#### Collected data ####

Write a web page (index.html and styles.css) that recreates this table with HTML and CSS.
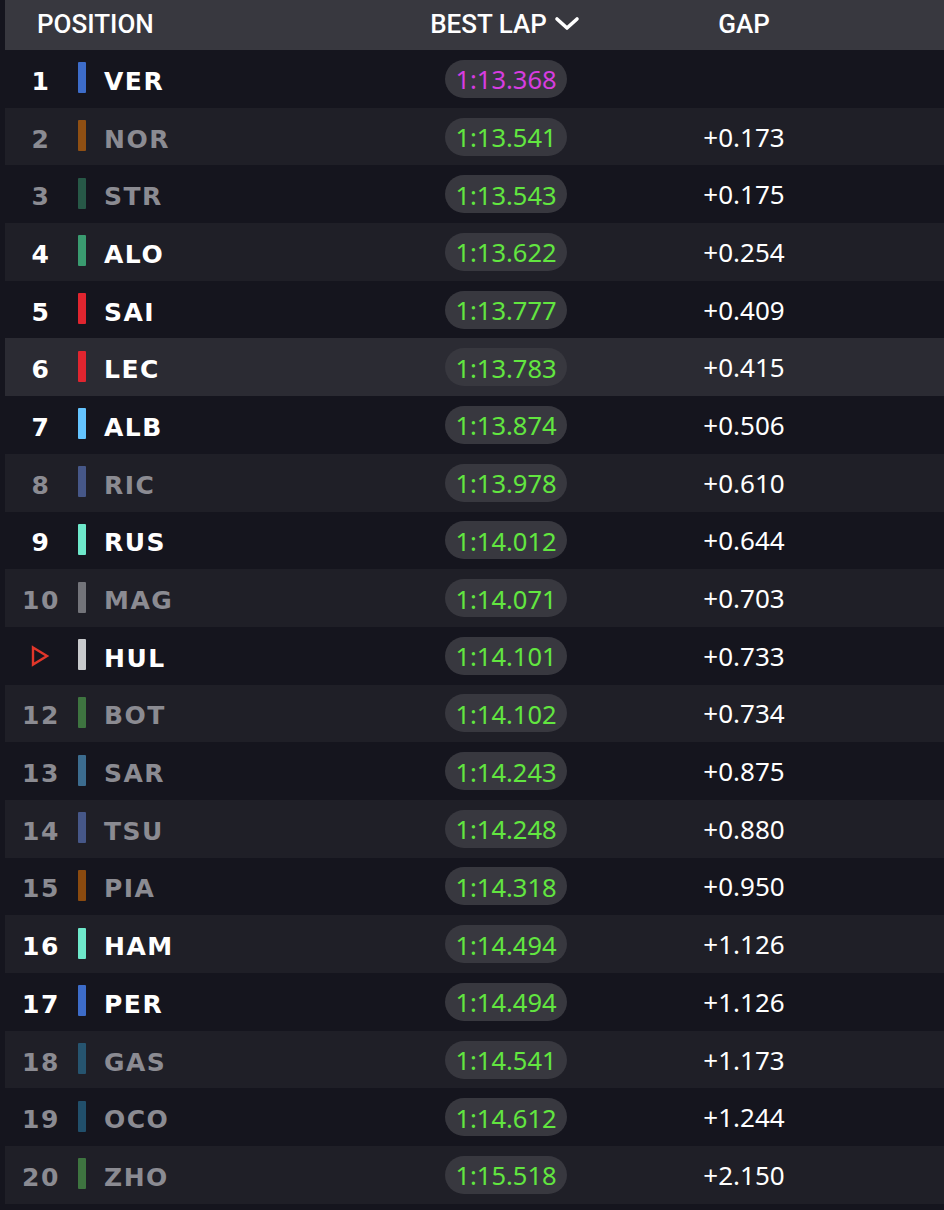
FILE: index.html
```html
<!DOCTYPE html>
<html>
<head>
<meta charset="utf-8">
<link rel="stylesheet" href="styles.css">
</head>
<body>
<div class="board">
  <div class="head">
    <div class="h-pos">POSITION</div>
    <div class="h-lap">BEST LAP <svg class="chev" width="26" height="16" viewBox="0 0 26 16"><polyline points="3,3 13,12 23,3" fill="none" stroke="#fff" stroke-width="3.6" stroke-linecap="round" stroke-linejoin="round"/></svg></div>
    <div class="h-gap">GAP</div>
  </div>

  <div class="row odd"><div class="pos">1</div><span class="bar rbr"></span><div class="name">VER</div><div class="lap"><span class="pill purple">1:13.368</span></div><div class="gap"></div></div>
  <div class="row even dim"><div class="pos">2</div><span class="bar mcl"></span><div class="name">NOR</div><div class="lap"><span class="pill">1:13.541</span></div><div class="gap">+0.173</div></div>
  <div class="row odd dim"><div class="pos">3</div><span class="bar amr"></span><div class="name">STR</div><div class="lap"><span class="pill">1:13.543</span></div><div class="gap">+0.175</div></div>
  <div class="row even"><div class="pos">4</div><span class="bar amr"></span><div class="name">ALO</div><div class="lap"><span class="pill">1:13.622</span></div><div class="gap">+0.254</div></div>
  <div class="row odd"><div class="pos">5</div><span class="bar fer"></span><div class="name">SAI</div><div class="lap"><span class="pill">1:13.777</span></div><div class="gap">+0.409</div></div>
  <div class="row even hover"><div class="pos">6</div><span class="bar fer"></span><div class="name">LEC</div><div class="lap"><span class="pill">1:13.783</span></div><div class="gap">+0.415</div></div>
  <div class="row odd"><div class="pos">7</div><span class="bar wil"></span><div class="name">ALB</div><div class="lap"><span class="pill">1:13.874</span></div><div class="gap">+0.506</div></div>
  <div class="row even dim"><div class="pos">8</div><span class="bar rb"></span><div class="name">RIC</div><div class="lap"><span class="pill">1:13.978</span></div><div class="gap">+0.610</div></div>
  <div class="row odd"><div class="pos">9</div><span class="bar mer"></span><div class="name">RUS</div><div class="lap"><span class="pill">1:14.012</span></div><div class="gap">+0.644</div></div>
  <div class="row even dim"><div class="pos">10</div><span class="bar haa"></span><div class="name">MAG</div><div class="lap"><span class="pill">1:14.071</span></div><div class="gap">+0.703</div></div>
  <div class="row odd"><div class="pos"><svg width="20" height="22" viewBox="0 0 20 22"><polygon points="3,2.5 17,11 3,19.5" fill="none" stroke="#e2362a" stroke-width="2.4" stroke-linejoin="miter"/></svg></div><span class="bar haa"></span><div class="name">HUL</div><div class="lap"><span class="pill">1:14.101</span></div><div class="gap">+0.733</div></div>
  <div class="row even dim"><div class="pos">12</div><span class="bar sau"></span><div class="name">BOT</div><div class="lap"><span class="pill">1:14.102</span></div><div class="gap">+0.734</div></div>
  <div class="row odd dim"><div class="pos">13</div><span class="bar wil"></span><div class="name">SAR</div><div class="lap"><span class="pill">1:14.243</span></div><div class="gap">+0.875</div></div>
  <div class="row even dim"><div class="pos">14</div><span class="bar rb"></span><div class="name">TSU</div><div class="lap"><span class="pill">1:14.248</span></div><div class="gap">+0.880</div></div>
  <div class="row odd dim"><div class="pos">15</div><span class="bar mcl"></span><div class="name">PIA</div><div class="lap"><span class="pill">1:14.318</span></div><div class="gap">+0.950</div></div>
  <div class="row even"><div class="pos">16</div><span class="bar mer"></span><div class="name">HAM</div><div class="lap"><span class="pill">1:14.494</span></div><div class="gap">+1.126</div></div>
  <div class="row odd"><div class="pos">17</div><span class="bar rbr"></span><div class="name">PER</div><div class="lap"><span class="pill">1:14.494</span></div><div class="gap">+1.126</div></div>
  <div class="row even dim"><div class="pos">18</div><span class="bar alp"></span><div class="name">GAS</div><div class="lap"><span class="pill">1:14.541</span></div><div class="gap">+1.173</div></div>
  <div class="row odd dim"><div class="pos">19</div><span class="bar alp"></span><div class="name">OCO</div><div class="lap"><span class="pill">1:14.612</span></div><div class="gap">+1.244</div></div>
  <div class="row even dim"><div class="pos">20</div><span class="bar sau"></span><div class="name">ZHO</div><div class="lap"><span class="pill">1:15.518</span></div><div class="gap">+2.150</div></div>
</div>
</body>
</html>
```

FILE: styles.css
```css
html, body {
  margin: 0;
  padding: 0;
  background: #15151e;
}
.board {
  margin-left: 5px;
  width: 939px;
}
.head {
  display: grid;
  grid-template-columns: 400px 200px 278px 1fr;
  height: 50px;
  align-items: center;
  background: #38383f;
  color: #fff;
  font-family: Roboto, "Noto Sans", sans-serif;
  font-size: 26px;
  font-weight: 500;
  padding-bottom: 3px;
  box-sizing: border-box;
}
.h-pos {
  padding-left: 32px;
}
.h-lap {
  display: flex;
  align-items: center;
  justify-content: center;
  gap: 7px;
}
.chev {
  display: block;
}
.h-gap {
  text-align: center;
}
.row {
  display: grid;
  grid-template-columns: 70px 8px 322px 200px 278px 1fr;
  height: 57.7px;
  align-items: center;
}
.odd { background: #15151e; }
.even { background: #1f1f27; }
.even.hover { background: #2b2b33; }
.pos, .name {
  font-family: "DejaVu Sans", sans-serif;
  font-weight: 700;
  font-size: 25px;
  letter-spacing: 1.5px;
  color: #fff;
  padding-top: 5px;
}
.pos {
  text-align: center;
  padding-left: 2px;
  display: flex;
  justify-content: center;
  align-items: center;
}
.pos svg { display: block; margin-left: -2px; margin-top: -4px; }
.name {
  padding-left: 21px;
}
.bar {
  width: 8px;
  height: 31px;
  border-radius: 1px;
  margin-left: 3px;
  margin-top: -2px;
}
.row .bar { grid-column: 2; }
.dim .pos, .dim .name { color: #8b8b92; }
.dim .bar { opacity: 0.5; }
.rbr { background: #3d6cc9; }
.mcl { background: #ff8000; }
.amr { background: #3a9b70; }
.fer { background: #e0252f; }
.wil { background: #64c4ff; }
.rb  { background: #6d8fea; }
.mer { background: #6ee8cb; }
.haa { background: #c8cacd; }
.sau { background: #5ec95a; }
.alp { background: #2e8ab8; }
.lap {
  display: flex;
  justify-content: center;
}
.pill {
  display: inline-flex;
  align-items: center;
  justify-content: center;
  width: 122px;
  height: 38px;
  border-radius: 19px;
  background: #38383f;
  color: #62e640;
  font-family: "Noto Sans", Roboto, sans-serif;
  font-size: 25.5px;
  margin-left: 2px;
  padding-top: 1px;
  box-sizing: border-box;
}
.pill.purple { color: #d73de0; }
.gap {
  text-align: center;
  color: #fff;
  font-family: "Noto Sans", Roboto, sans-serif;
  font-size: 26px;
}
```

####

• To be done: Restate the whole listing above exactly, please, omitting every image.

• Task solution:
Write a web page (index.html and styles.css) that recreates this table with HTML and CSS.
FILE: index.html
```html
<!DOCTYPE html>
<html>
<head>
<meta charset="utf-8">
<link rel="stylesheet" href="styles.css">
</head>
<body>
<div class="board">
  <div class="head">
    <div class="h-pos">POSITION</div>
    <div class="h-lap">BEST LAP <svg class="chev" width="26" height="16" viewBox="0 0 26 16"><polyline points="3,3 13,12 23,3" fill="none" stroke="#fff" stroke-width="3.6" stroke-linecap="round" stroke-linejoin="round"/></svg></div>
    <div class="h-gap">GAP</div>
  </div>

  <div class="row odd"><div class="pos">1</div><span class="bar rbr"></span><div class="name">VER</div><div class="lap"><span class="pill purple">1:13.368</span></div><div class="gap"></div></div>
  <div class="row even dim"><div class="pos">2</div><span class="bar mcl"></span><div class="name">NOR</div><div class="lap"><span class="pill">1:13.541</span></div><div class="gap">+0.173</div></div>
  <div class="row odd dim"><div class="pos">3</div><span class="bar amr"></span><div class="name">STR</div><div class="lap"><span class="pill">1:13.543</span></div><div class="gap">+0.175</div></div>
  <div class="row even"><div class="pos">4</div><span class="bar amr"></span><div class="name">ALO</div><div class="lap"><span class="pill">1:13.622</span></div><div class="gap">+0.254</div></div>
  <div class="row odd"><div class="pos">5</div><span class="bar fer"></span><div class="name">SAI</div><div class="lap"><span class="pill">1:13.777</span></div><div class="gap">+0.409</div></div>
  <div class="row even hover"><div class="pos">6</div><span class="bar fer"></span><div class="name">LEC</div><div class="lap"><span class="pill">1:13.783</span></div><div class="gap">+0.415</div></div>
  <div class="row odd"><div class="pos">7</div><span class="bar wil"></span><div class="name">ALB</div><div class="lap"><span class="pill">1:13.874</span></div><div class="gap">+0.506</div></div>
  <div class="row even dim"><div class="pos">8</div><span class="bar rb"></span><div class="name">RIC</div><div class="lap"><span class="pill">1:13.978</span></div><div class="gap">+0.610</div></div>
  <div class="row odd"><div class="pos">9</div><span class="bar mer"></span><div class="name">RUS</div><div class="lap"><span class="pill">1:14.012</span></div><div class="gap">+0.644</div></div>
  <div class="row even dim"><div class="pos">10</div><span class="bar haa"></span><div class="name">MAG</div><div class="lap"><span class="pill">1:14.071</span></div><div class="gap">+0.703</div></div>
  <div class="row odd"><div class="pos"><svg width="20" height="22" viewBox="0 0 20 22"><polygon points="3,2.5 17,11 3,19.5" fill="none" stroke="#e2362a" stroke-width="2.4" stroke-linejoin="miter"/></svg></div><span class="bar haa"></span><div class="name">HUL</div><div class="lap"><span class="pill">1:14.101</span></div><div class="gap">+0.733</div></div>
  <div class="row even dim"><div class="pos">12</div><span class="bar sau"></span><div class="name">BOT</div><div class="lap"><span class="pill">1:14.102</span></div><div class="gap">+0.734</div></div>
  <div class="row odd dim"><div class="pos">13</div><span class="bar wil"></span><div class="name">SAR</div><div class="lap"><span class="pill">1:14.243</span></div><div class="gap">+0.875</div></div>
  <div class="row even dim"><div class="pos">14</div><span class="bar rb"></span><div class="name">TSU</div><div class="lap"><span class="pill">1:14.248</span></div><div class="gap">+0.880</div></div>
  <div class="row odd dim"><div class="pos">15</div><span class="bar mcl"></span><div class="name">PIA</div><div class="lap"><span class="pill">1:14.318</span></div><div class="gap">+0.950</div></div>
  <div class="row even"><div class="pos">16</div><span class="bar mer"></span><div class="name">HAM</div><div class="lap"><span class="pill">1:14.494</span></div><div class="gap">+1.126</div></div>
  <div class="row odd"><div class="pos">17</div><span class="bar rbr"></span><div class="name">PER</div><div class="lap"><span class="pill">1:14.494</span></div><div class="gap">+1.126</div></div>
  <div class="row even dim"><div class="pos">18</div><span class="bar alp"></span><div class="name">GAS</div><div class="lap"><span class="pill">1:14.541</span></div><div class="gap">+1.173</div></div>
  <div class="row odd dim"><div class="pos">19</div><span class="bar alp"></span><div class="name">OCO</div><div class="lap"><span class="pill">1:14.612</span></div><div class="gap">+1.244</div></div>
  <div class="row even dim"><div class="pos">20</div><span class="bar sau"></span><div class="name">ZHO</div><div class="lap"><span class="pill">1:15.518</span></div><div class="gap">+2.150</div></div>
</div>
</body>
</html>
```

FILE: styles.css
```css
html, body {
  margin: 0;
  padding: 0;
  background: #15151e;
}
.board {
  margin-left: 5px;
  width: 939px;
}
.head {
  display: grid;
  grid-template-columns: 400px 200px 278px 1fr;
  height: 50px;
  align-items: center;
  background: #38383f;
  color: #fff;
  font-family: Roboto, "Noto Sans", sans-serif;
  font-size: 26px;
  font-weight: 500;
  padding-bottom: 3px;
  box-sizing: border-box;
}
.h-pos {
  padding-left: 32px;
}
.h-lap {
  display: flex;
  align-items: center;
  justify-content: center;
  gap: 7px;
}
.chev {
  display: block;
}
.h-gap {
  text-align: center;
}
.row {
  display: grid;
  grid-template-columns: 70px 8px 322px 200px 278px 1fr;
  height: 57.7px;
  align-items: center;
}
.odd { background: #15151e; }
.even { background: #1f1f27; }
.even.hover { background: #2b2b33; }
.pos, .name {
  font-family: "DejaVu Sans", sans-serif;
  font-weight: 700;
  font-size: 25px;
  letter-spacing: 1.5px;
  color: #fff;
  padding-top: 5px;
}
.pos {
  text-align: center;
  padding-left: 2px;
  display: flex;
  justify-content: center;
  align-items: center;
}
.pos svg { display: block; margin-left: -2px; margin-top: -4px; }
.name {
  padding-left: 21px;
}
.bar {
  width: 8px;
  height: 31px;
  border-radius: 1px;
  margin-left: 3px;
  margin-top: -2px;
}
.row .bar { grid-column: 2; }
.dim .pos, .dim .name { color: #8b8b92; }
.dim .bar { opacity: 0.5; }
.rbr { background: #3d6cc9; }
.mcl { background: #ff8000; }
.amr { background: #3a9b70; }
.fer { background: #e0252f; }
.wil { background: #64c4ff; }
.rb  { background: #6d8fea; }
.mer { background: #6ee8cb; }
.haa { background: #c8cacd; }
.sau { background: #5ec95a; }
.alp { background: #2e8ab8; }
.lap {
  display: flex;
  justify-content: center;
}
.pill {
  display: inline-flex;
  align-items: center;
  justify-content: center;
  width: 122px;
  height: 38px;
  border-radius: 19px;
  background: #38383f;
  color: #62e640;
  font-family: "Noto Sans", Roboto, sans-serif;
  font-size: 25.5px;
  margin-left: 2px;
  padding-top: 1px;
  box-sizing: border-box;
}
.pill.purple { color: #d73de0; }
.gap {
  text-align: center;
  color: #fff;
  font-family: "Noto Sans", Roboto, sans-serif;
  font-size: 26px;
}
```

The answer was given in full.